======== RECORDS TO PROCESS

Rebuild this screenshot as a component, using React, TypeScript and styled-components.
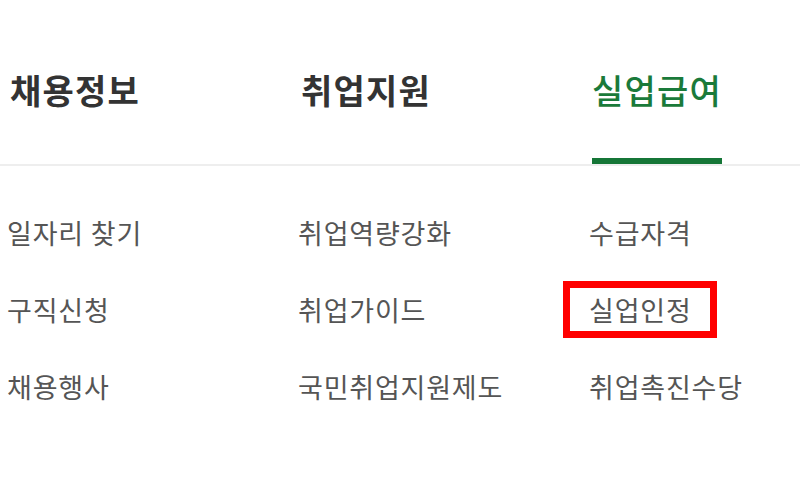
import React from "react";
import styled, { createGlobalStyle, css } from "styled-components";

const GlobalStyle = createGlobalStyle`
  html, body {
    margin: 0;
    padding: 0;
    background: #ffffff;
  }
  body {
    font-family: "Noto Sans CJK KR", "Noto Sans", sans-serif;
    width: 800px;
    height: 500px;
    overflow: hidden;
  }
  ul { list-style: none; margin: 0; padding: 0; }
`;

const Page = styled.div`
  width: 800px;
  height: 500px;
  background: #ffffff;
  display: flex;
  flex-direction: column;
`;

const TabBar = styled.nav`
  display: grid;
  grid-template-columns: 291px 291px 1fr;
  height: 166px;
  box-sizing: border-box;
  padding-left: 10px;
  border-bottom: 2px solid #eeeeee;
`;

const Tab = styled.div`
  display: flex;
  align-items: flex-end;
`;

const TabLabel = styled.span<{ $active?: boolean }>`
  display: inline-block;
  font-size: 34px;
  line-height: 34px;
  font-weight: 700;
  letter-spacing: 1.2px;
  color: #333333;
  padding-bottom: 51px;
  border-bottom: 6px solid transparent;
  ${(p) =>
    p.$active &&
    css`
      color: #1a7a3a;
      font-weight: 500;
      border-bottom-color: #157637;
    `}
`;

const MenuGrid = styled.div`
  display: grid;
  grid-template-columns: 291px 291px 1fr;
  padding-left: 7px;
  padding-top: 28px;
`;

const MenuList = styled.ul`
  display: flex;
  flex-direction: column;
`;

const MenuItem = styled.li`
  height: 77px;
  display: flex;
  align-items: center;
`;

const MenuLabel = styled.span<{ $marked?: boolean }>`
  position: relative;
  display: inline-block;
  font-size: 27px;
  line-height: 27px;
  letter-spacing: 0.8px;
  color: #555555;
  ${(p) =>
    p.$marked &&
    css`
      &::after {
        content: "";
        position: absolute;
        top: -15px;
        bottom: -15px;
        left: -26px;
        right: -25px;
        border: 7px solid #ff0000;
      }
    `}
`;

const tabs = [
  { label: "채용정보", active: false },
  { label: "취업지원", active: false },
  { label: "실업급여", active: true },
];

const columns = [
  ["일자리 찾기", "구직신청", "채용행사"],
  ["취업역량강화", "취업가이드", "국민취업지원제도"],
  ["수급자격", "실업인정", "취업촉진수당"],
];

export default function App() {
  return (
    <>
      <GlobalStyle />
      <Page>
        <TabBar>
          {tabs.map((t) => (
            <Tab key={t.label}>
              <TabLabel $active={t.active}>{t.label}</TabLabel>
            </Tab>
          ))}
        </TabBar>
        <MenuGrid>
          {columns.map((col, i) => (
            <MenuList key={i}>
              {col.map((item) => (
                <MenuItem key={item}>
                  <MenuLabel $marked={item === "실업인정"}>{item}</MenuLabel>
                </MenuItem>
              ))}
            </MenuList>
          ))}
        </MenuGrid>
      </Page>
    </>
  );
}
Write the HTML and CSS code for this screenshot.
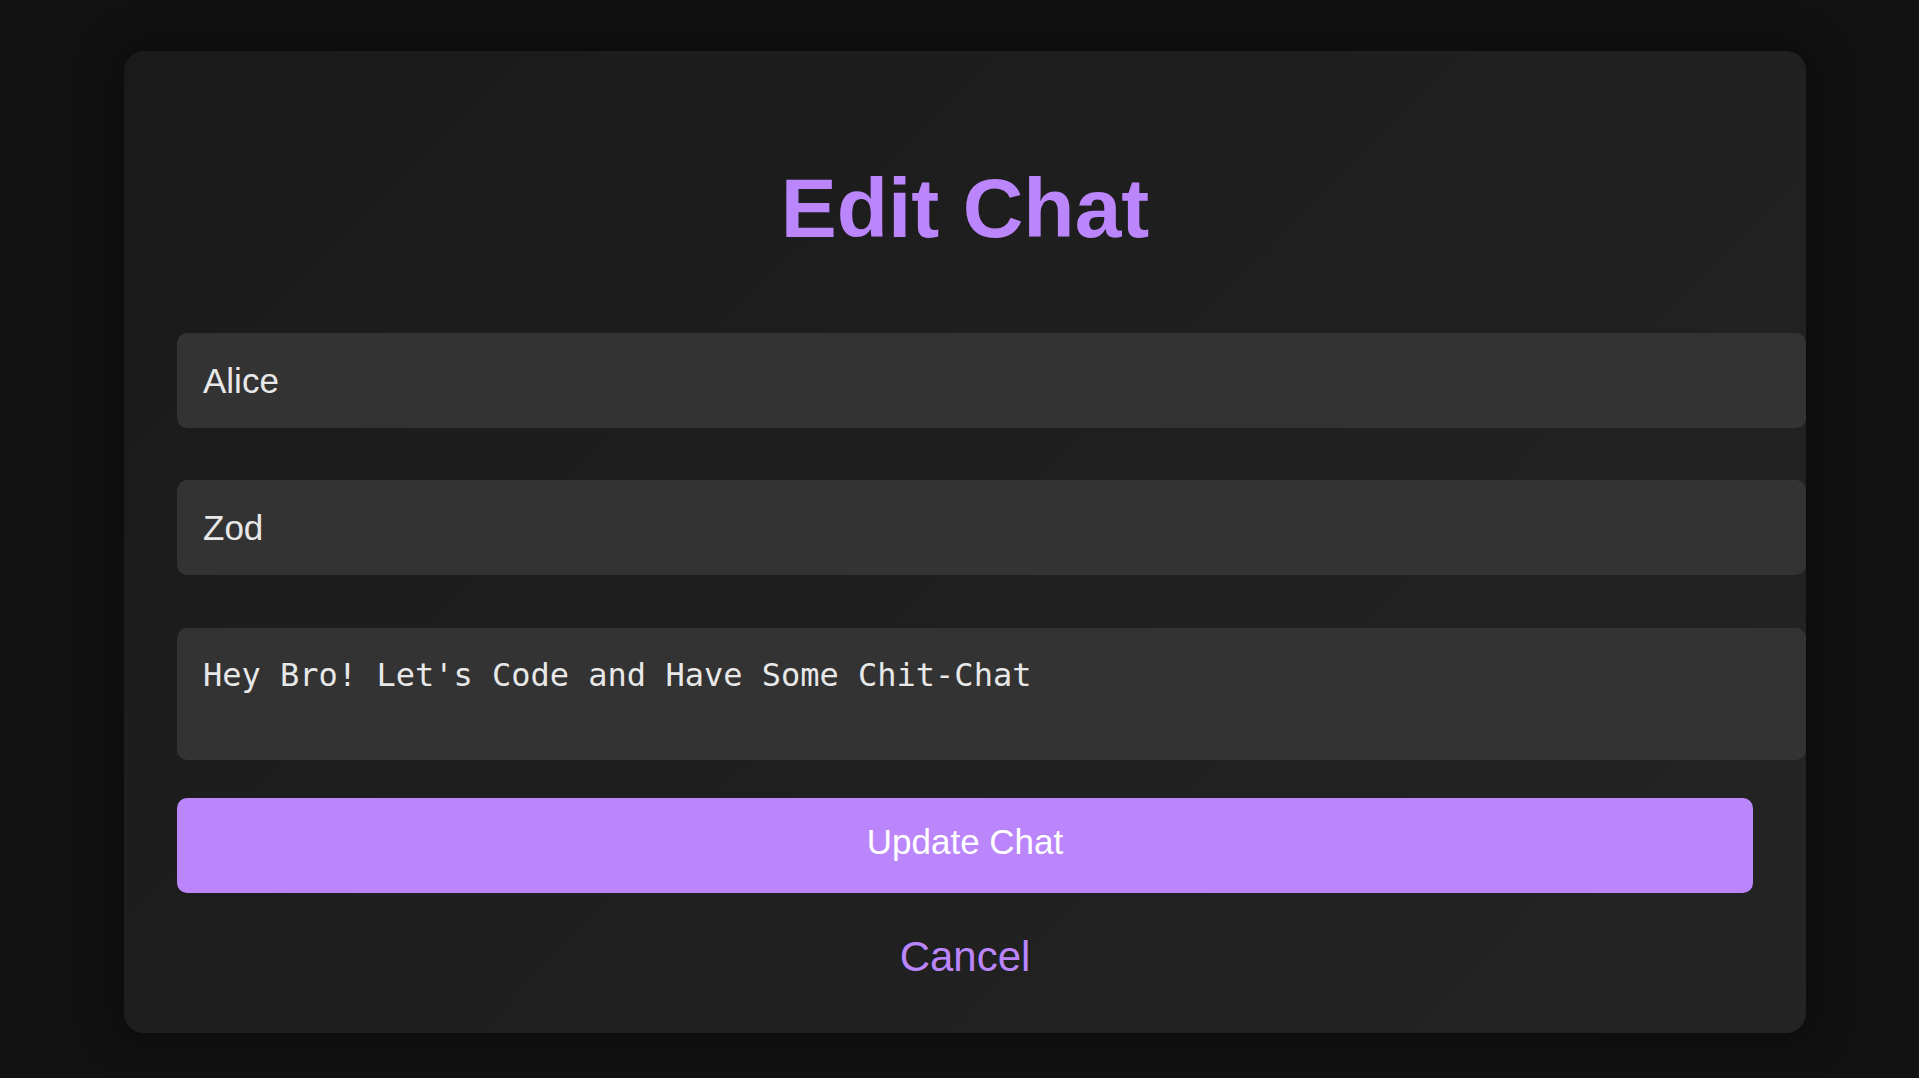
FILE: index.html
```html
<!DOCTYPE html>
<html lang="en">
<head>
<meta charset="utf-8">
<title>Edit Chat</title>
<link rel="stylesheet" href="styles.css">
</head>
<body>
<div class="page">
  <form class="card">
    <h1 class="title">Edit Chat</h1>
    <input class="field field-first" type="text" value="Alice">
    <input class="field field-second" type="text" value="Zod">
    <textarea class="field message">Hey Bro! Let's Code and Have Some Chit-Chat</textarea>
    <button class="submit" type="button">Update Chat</button>
    <a class="cancel" href="#">Cancel</a>
  </form>
</div>
</body>
</html>
```
FILE: styles.css
```css
html, body {
  margin: 0;
  padding: 0;
  background: #121212;
  height: 100%;
  overflow: hidden;
}
.page {
  box-sizing: border-box;
  height: 1078px;
  padding: 51px 113px 45px 124px;
  font-family: "Liberation Sans", Arial, sans-serif;
}
.card {
  box-sizing: border-box;
  width: 1682px;
  height: 982px;
  padding: 116px 53px 0 53px;
  border-radius: 20px;
  background: linear-gradient(135deg, #1a1a1a 0%, #1f1f1f 50%, #242424 100%);
  box-shadow: 0 0 40px 10px rgba(0, 0, 0, 0.35);
  display: flex;
  flex-direction: column;
  align-items: flex-start;
}
.title {
  margin: 0 0 83px 0;
  align-self: stretch;
  text-align: center;
  font-size: 84px;
  line-height: 83px;
  font-weight: 700;
  color: #bb86fc;
}
.field {
  box-sizing: border-box;
  width: calc(100% + 53px);
  height: 95px;
  margin: 0;
  padding: 0 26px;
  border: none;
  outline: none;
  border-radius: 10px;
  background: #333333;
  color: #e8e8e8;
  font-family: "Liberation Sans", Arial, sans-serif;
  font-size: 35px;
}
.field-first {
  margin-bottom: 52px;
}
.field-second {
  margin-bottom: 53px;
}
.message {
  height: 132px;
  margin-bottom: 38px;
  padding: 28px 26px;
  resize: none;
  font-family: "DejaVu Sans Mono", monospace;
  font-size: 32px;
  line-height: normal;
}
.submit {
  box-sizing: border-box;
  width: 100%;
  height: 95px;
  padding: 0 0 8px 0;
  border: none;
  border-radius: 10px;
  background: #bb86fc;
  color: #ffffff;
  font-family: "Liberation Sans", Arial, sans-serif;
  font-size: 35px;
  line-height: 87px;
  cursor: pointer;
}
.cancel {
  align-self: center;
  margin-top: 43px;
  font-size: 42px;
  line-height: 42px;
  color: #bb86fc;
  text-decoration: none;
}
```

================

*WORK REQUIRED*
Reproduce all the records verbatim, excluding images.

*RESULT OF THIS TASK*
Rebuild this screenshot as a component, using React, TypeScript and styled-components.
import React from "react";
import styled, { createGlobalStyle, css } from "styled-components";

const GlobalStyle = createGlobalStyle`
  html, body {
    margin: 0;
    padding: 0;
    background: #ffffff;
  }
  body {
    font-family: "Noto Sans CJK KR", "Noto Sans", sans-serif;
    width: 800px;
    height: 500px;
    overflow: hidden;
  }
  ul { list-style: none; margin: 0; padding: 0; }
`;

const Page = styled.div`
  width: 800px;
  height: 500px;
  background: #ffffff;
  display: flex;
  flex-direction: column;
`;

const TabBar = styled.nav`
  display: grid;
  grid-template-columns: 291px 291px 1fr;
  height: 166px;
  box-sizing: border-box;
  padding-left: 10px;
  border-bottom: 2px solid #eeeeee;
`;

const Tab = styled.div`
  display: flex;
  align-items: flex-end;
`;

const TabLabel = styled.span<{ $active?: boolean }>`
  display: inline-block;
  font-size: 34px;
  line-height: 34px;
  font-weight: 700;
  letter-spacing: 1.2px;
  color: #333333;
  padding-bottom: 51px;
  border-bottom: 6px solid transparent;
  ${(p) =>
    p.$active &&
    css`
      color: #1a7a3a;
      font-weight: 500;
      border-bottom-color: #157637;
    `}
`;

const MenuGrid = styled.div`
  display: grid;
  grid-template-columns: 291px 291px 1fr;
  padding-left: 7px;
  padding-top: 28px;
`;

const MenuList = styled.ul`
  display: flex;
  flex-direction: column;
`;

const MenuItem = styled.li`
  height: 77px;
  display: flex;
  align-items: center;
`;

const MenuLabel = styled.span<{ $marked?: boolean }>`
  position: relative;
  display: inline-block;
  font-size: 27px;
  line-height: 27px;
  letter-spacing: 0.8px;
  color: #555555;
  ${(p) =>
    p.$marked &&
    css`
      &::after {
        content: "";
        position: absolute;
        top: -15px;
        bottom: -15px;
        left: -26px;
        right: -25px;
        border: 7px solid #ff0000;
      }
    `}
`;

const tabs = [
  { label: "채용정보", active: false },
  { label: "취업지원", active: false },
  { label: "실업급여", active: true },
];

const columns = [
  ["일자리 찾기", "구직신청", "채용행사"],
  ["취업역량강화", "취업가이드", "국민취업지원제도"],
  ["수급자격", "실업인정", "취업촉진수당"],
];

export default function App() {
  return (
    <>
      <GlobalStyle />
      <Page>
        <TabBar>
          {tabs.map((t) => (
            <Tab key={t.label}>
              <TabLabel $active={t.active}>{t.label}</TabLabel>
            </Tab>
          ))}
        </TabBar>
        <MenuGrid>
          {columns.map((col, i) => (
            <MenuList key={i}>
              {col.map((item) => (
                <MenuItem key={item}>
                  <MenuLabel $marked={item === "실업인정"}>{item}</MenuLabel>
                </MenuItem>
              ))}
            </MenuList>
          ))}
        </MenuGrid>
      </Page>
    </>
  );
}
Write the HTML and CSS code for this screenshot.
FILE: index.html
```html
<!DOCTYPE html>
<html lang="en">
<head>
<meta charset="utf-8">
<title>Edit Chat</title>
<link rel="stylesheet" href="styles.css">
</head>
<body>
<div class="page">
  <form class="card">
    <h1 class="title">Edit Chat</h1>
    <input class="field field-first" type="text" value="Alice">
    <input class="field field-second" type="text" value="Zod">
    <textarea class="field message">Hey Bro! Let's Code and Have Some Chit-Chat</textarea>
    <button class="submit" type="button">Update Chat</button>
    <a class="cancel" href="#">Cancel</a>
  </form>
</div>
</body>
</html>
```
FILE: styles.css
```css
html, body {
  margin: 0;
  padding: 0;
  background: #121212;
  height: 100%;
  overflow: hidden;
}
.page {
  box-sizing: border-box;
  height: 1078px;
  padding: 51px 113px 45px 124px;
  font-family: "Liberation Sans", Arial, sans-serif;
}
.card {
  box-sizing: border-box;
  width: 1682px;
  height: 982px;
  padding: 116px 53px 0 53px;
  border-radius: 20px;
  background: linear-gradient(135deg, #1a1a1a 0%, #1f1f1f 50%, #242424 100%);
  box-shadow: 0 0 40px 10px rgba(0, 0, 0, 0.35);
  display: flex;
  flex-direction: column;
  align-items: flex-start;
}
.title {
  margin: 0 0 83px 0;
  align-self: stretch;
  text-align: center;
  font-size: 84px;
  line-height: 83px;
  font-weight: 700;
  color: #bb86fc;
}
.field {
  box-sizing: border-box;
  width: calc(100% + 53px);
  height: 95px;
  margin: 0;
  padding: 0 26px;
  border: none;
  outline: none;
  border-radius: 10px;
  background: #333333;
  color: #e8e8e8;
  font-family: "Liberation Sans", Arial, sans-serif;
  font-size: 35px;
}
.field-first {
  margin-bottom: 52px;
}
.field-second {
  margin-bottom: 53px;
}
.message {
  height: 132px;
  margin-bottom: 38px;
  padding: 28px 26px;
  resize: none;
  font-family: "DejaVu Sans Mono", monospace;
  font-size: 32px;
  line-height: normal;
}
.submit {
  box-sizing: border-box;
  width: 100%;
  height: 95px;
  padding: 0 0 8px 0;
  border: none;
  border-radius: 10px;
  background: #bb86fc;
  color: #ffffff;
  font-family: "Liberation Sans", Arial, sans-serif;
  font-size: 35px;
  line-height: 87px;
  cursor: pointer;
}
.cancel {
  align-self: center;
  margin-top: 43px;
  font-size: 42px;
  line-height: 42px;
  color: #bb86fc;
  text-decoration: none;
}
```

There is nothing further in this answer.